## STORED DATA

===

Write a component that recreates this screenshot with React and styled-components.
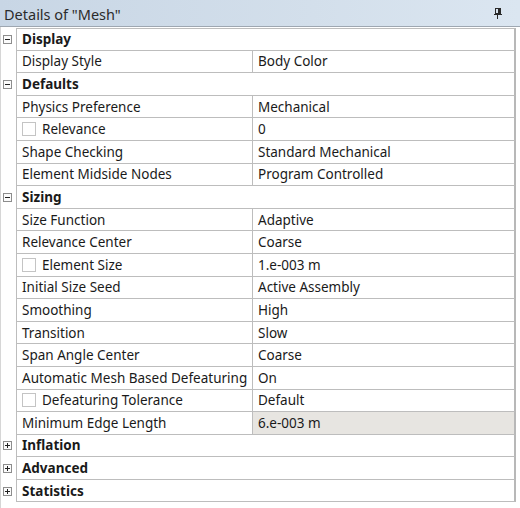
import React from "react";
import styled, { createGlobalStyle } from "styled-components";

const GlobalStyle = createGlobalStyle`
  html, body { margin: 0; padding: 0; background: #ffffff; }
  body { font-family: "Noto Sans", "Noto Sans CJK KR", sans-serif; }
`;

const Panel = styled.div`
  width: 520px;
  height: 508px;
  background: #ffffff;
  display: flex;
  flex-direction: column;
  box-sizing: border-box;
`;

const TitleBar = styled.div`
  height: 27px;
  box-sizing: border-box;
  background: linear-gradient(to right, #c8d6e5 0%, #d3dfeb 60%, #dbe6f1 100%);
  border-bottom: 1px solid #9ea7b1;
  display: flex;
  align-items: center;
  justify-content: space-between;
  padding: 1px 18px 0 4px;
  font-size: 14.5px;
  color: #2b2b2b;
  flex: none;
`;

const Body = styled.div`
  flex: 1;
  padding: 1px 4px 0 0;
  border-left: 1px solid #d6d6d6;
  display: flex;
  flex-direction: column;
`;

const Row = styled.div`
  display: grid;
  grid-template-columns: ${(p) => (p.$header ? "15px 1fr" : "15px 236px 1fr")};
  height: 22.6px;
  box-sizing: border-box;
`;

const Gutter = styled.div`
  display: flex;
  align-items: center;
  padding-left: 2px;
`;

const Cell = styled.div`
  box-sizing: border-box;
  border-left: 1px solid #bdbdbd;
  border-bottom: 1px solid #bdbdbd;
  border-top: ${(p) => (p.$first ? "1px solid #bdbdbd" : "none")};
  border-right: ${(p) => (p.$last ? "2px solid #b8b8b8" : "none")};
  background: ${(p) => (p.$shaded ? "#e7e5e1" : "#ffffff")};
  display: flex;
  align-items: center;
  gap: 6px;
  padding-left: 5px;
  font-size: 13.5px;
  font-weight: ${(p) => (p.$bold ? 700 : 400)};
  color: #1a1a1a;
  white-space: nowrap;
  overflow: hidden;
`;

const Toggle = styled.div`
  width: 9px;
  height: 9px;
  box-sizing: border-box;
  border: 1px solid #8d8d8d;
  background: #fbfbfb;
  position: relative;
  &::before {
    content: "";
    position: absolute;
    left: 1px;
    right: 1px;
    top: 3px;
    height: 1px;
    background: #222;
  }
  &::after {
    content: "";
    display: ${(p) => (p.$plus ? "block" : "none")};
    position: absolute;
    top: 1px;
    bottom: 1px;
    left: 3px;
    width: 1px;
    background: #222;
  }
`;

const CheckBox = styled.span`
  width: 14px;
  height: 14px;
  box-sizing: border-box;
  border: 1px solid #c4c4c4;
  background: #ffffff;
  flex: none;
`;

const Pin = () => (
  <svg width="8" height="11" viewBox="0 0 8 11">
    <rect x="1.5" y="0.5" width="5" height="5" fill="none" stroke="#2a2a2a" />
    <rect x="4" y="1" width="2" height="5" fill="#2a2a2a" />
    <rect x="0" y="6" width="8" height="1" fill="#2a2a2a" />
    <rect x="3" y="7" width="1" height="4" fill="#2a2a2a" />
  </svg>
);

const sections = [
  {
    title: "Display",
    open: true,
    rows: [["Display Style", "Body Color"]],
  },
  {
    title: "Defaults",
    open: true,
    rows: [
      ["Physics Preference", "Mechanical"],
      ["Relevance", "0", true],
      ["Shape Checking", "Standard Mechanical"],
      ["Element Midside Nodes", "Program Controlled"],
    ],
  },
  {
    title: "Sizing",
    open: true,
    rows: [
      ["Size Function", "Adaptive"],
      ["Relevance Center", "Coarse"],
      ["Element Size", "1.e-003 m", true],
      ["Initial Size Seed", "Active Assembly"],
      ["Smoothing", "High"],
      ["Transition", "Slow"],
      ["Span Angle Center", "Coarse"],
      ["Automatic Mesh Based Defeaturing", "On"],
      ["Defeaturing Tolerance", "Default", true],
      ["Minimum Edge Length", "6.e-003 m", false, true],
    ],
  },
  { title: "Inflation", open: false, rows: [] },
  { title: "Advanced", open: false, rows: [] },
  { title: "Statistics", open: false, rows: [] },
];

export default function App() {
  let first = true;
  return (
    <Panel>
      <GlobalStyle />
      <TitleBar>
        <span>Details of "Mesh"</span>
        <Pin />
      </TitleBar>
      <Body>
        {sections.map((s) => {
          const isFirst = first;
          first = false;
          return (
            <React.Fragment key={s.title}>
              <Row $header>
                <Gutter>
                  <Toggle $plus={!s.open} />
                </Gutter>
                <Cell $bold $last $first={isFirst}>
                  {s.title}
                </Cell>
              </Row>
              {s.rows.map(([name, value, check, shaded]) => (
                <Row key={name}>
                  <Gutter />
                  <Cell>
                    {check && <CheckBox />}
                    {name}
                  </Cell>
                  <Cell $last $shaded={shaded}>
                    {value}
                  </Cell>
                </Row>
              ))}
            </React.Fragment>
          );
        })}
      </Body>
    </Panel>
  );
}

===

## REQUIRED WORK
Copy out all of the data word for word. Do not carry over any picture.

## COMPLETE ANSWER
Write a component that recreates this screenshot with React and styled-components.
import React from "react";
import styled, { createGlobalStyle } from "styled-components";

const GlobalStyle = createGlobalStyle`
  html, body { margin: 0; padding: 0; background: #ffffff; }
  body { font-family: "Noto Sans", "Noto Sans CJK KR", sans-serif; }
`;

const Panel = styled.div`
  width: 520px;
  height: 508px;
  background: #ffffff;
  display: flex;
  flex-direction: column;
  box-sizing: border-box;
`;

const TitleBar = styled.div`
  height: 27px;
  box-sizing: border-box;
  background: linear-gradient(to right, #c8d6e5 0%, #d3dfeb 60%, #dbe6f1 100%);
  border-bottom: 1px solid #9ea7b1;
  display: flex;
  align-items: center;
  justify-content: space-between;
  padding: 1px 18px 0 4px;
  font-size: 14.5px;
  color: #2b2b2b;
  flex: none;
`;

const Body = styled.div`
  flex: 1;
  padding: 1px 4px 0 0;
  border-left: 1px solid #d6d6d6;
  display: flex;
  flex-direction: column;
`;

const Row = styled.div`
  display: grid;
  grid-template-columns: ${(p) => (p.$header ? "15px 1fr" : "15px 236px 1fr")};
  height: 22.6px;
  box-sizing: border-box;
`;

const Gutter = styled.div`
  display: flex;
  align-items: center;
  padding-left: 2px;
`;

const Cell = styled.div`
  box-sizing: border-box;
  border-left: 1px solid #bdbdbd;
  border-bottom: 1px solid #bdbdbd;
  border-top: ${(p) => (p.$first ? "1px solid #bdbdbd" : "none")};
  border-right: ${(p) => (p.$last ? "2px solid #b8b8b8" : "none")};
  background: ${(p) => (p.$shaded ? "#e7e5e1" : "#ffffff")};
  display: flex;
  align-items: center;
  gap: 6px;
  padding-left: 5px;
  font-size: 13.5px;
  font-weight: ${(p) => (p.$bold ? 700 : 400)};
  color: #1a1a1a;
  white-space: nowrap;
  overflow: hidden;
`;

const Toggle = styled.div`
  width: 9px;
  height: 9px;
  box-sizing: border-box;
  border: 1px solid #8d8d8d;
  background: #fbfbfb;
  position: relative;
  &::before {
    content: "";
    position: absolute;
    left: 1px;
    right: 1px;
    top: 3px;
    height: 1px;
    background: #222;
  }
  &::after {
    content: "";
    display: ${(p) => (p.$plus ? "block" : "none")};
    position: absolute;
    top: 1px;
    bottom: 1px;
    left: 3px;
    width: 1px;
    background: #222;
  }
`;

const CheckBox = styled.span`
  width: 14px;
  height: 14px;
  box-sizing: border-box;
  border: 1px solid #c4c4c4;
  background: #ffffff;
  flex: none;
`;

const Pin = () => (
  <svg width="8" height="11" viewBox="0 0 8 11">
    <rect x="1.5" y="0.5" width="5" height="5" fill="none" stroke="#2a2a2a" />
    <rect x="4" y="1" width="2" height="5" fill="#2a2a2a" />
    <rect x="0" y="6" width="8" height="1" fill="#2a2a2a" />
    <rect x="3" y="7" width="1" height="4" fill="#2a2a2a" />
  </svg>
);

const sections = [
  {
    title: "Display",
    open: true,
    rows: [["Display Style", "Body Color"]],
  },
  {
    title: "Defaults",
    open: true,
    rows: [
      ["Physics Preference", "Mechanical"],
      ["Relevance", "0", true],
      ["Shape Checking", "Standard Mechanical"],
      ["Element Midside Nodes", "Program Controlled"],
    ],
  },
  {
    title: "Sizing",
    open: true,
    rows: [
      ["Size Function", "Adaptive"],
      ["Relevance Center", "Coarse"],
      ["Element Size", "1.e-003 m", true],
      ["Initial Size Seed", "Active Assembly"],
      ["Smoothing", "High"],
      ["Transition", "Slow"],
      ["Span Angle Center", "Coarse"],
      ["Automatic Mesh Based Defeaturing", "On"],
      ["Defeaturing Tolerance", "Default", true],
      ["Minimum Edge Length", "6.e-003 m", false, true],
    ],
  },
  { title: "Inflation", open: false, rows: [] },
  { title: "Advanced", open: false, rows: [] },
  { title: "Statistics", open: false, rows: [] },
];

export default function App() {
  let first = true;
  return (
    <Panel>
      <GlobalStyle />
      <TitleBar>
        <span>Details of "Mesh"</span>
        <Pin />
      </TitleBar>
      <Body>
        {sections.map((s) => {
          const isFirst = first;
          first = false;
          return (
            <React.Fragment key={s.title}>
              <Row $header>
                <Gutter>
                  <Toggle $plus={!s.open} />
                </Gutter>
                <Cell $bold $last $first={isFirst}>
                  {s.title}
                </Cell>
              </Row>
              {s.rows.map(([name, value, check, shaded]) => (
                <Row key={name}>
                  <Gutter />
                  <Cell>
                    {check && <CheckBox />}
                    {name}
                  </Cell>
                  <Cell $last $shaded={shaded}>
                    {value}
                  </Cell>
                </Row>
              ))}
            </React.Fragment>
          );
        })}
      </Body>
    </Panel>
  );
}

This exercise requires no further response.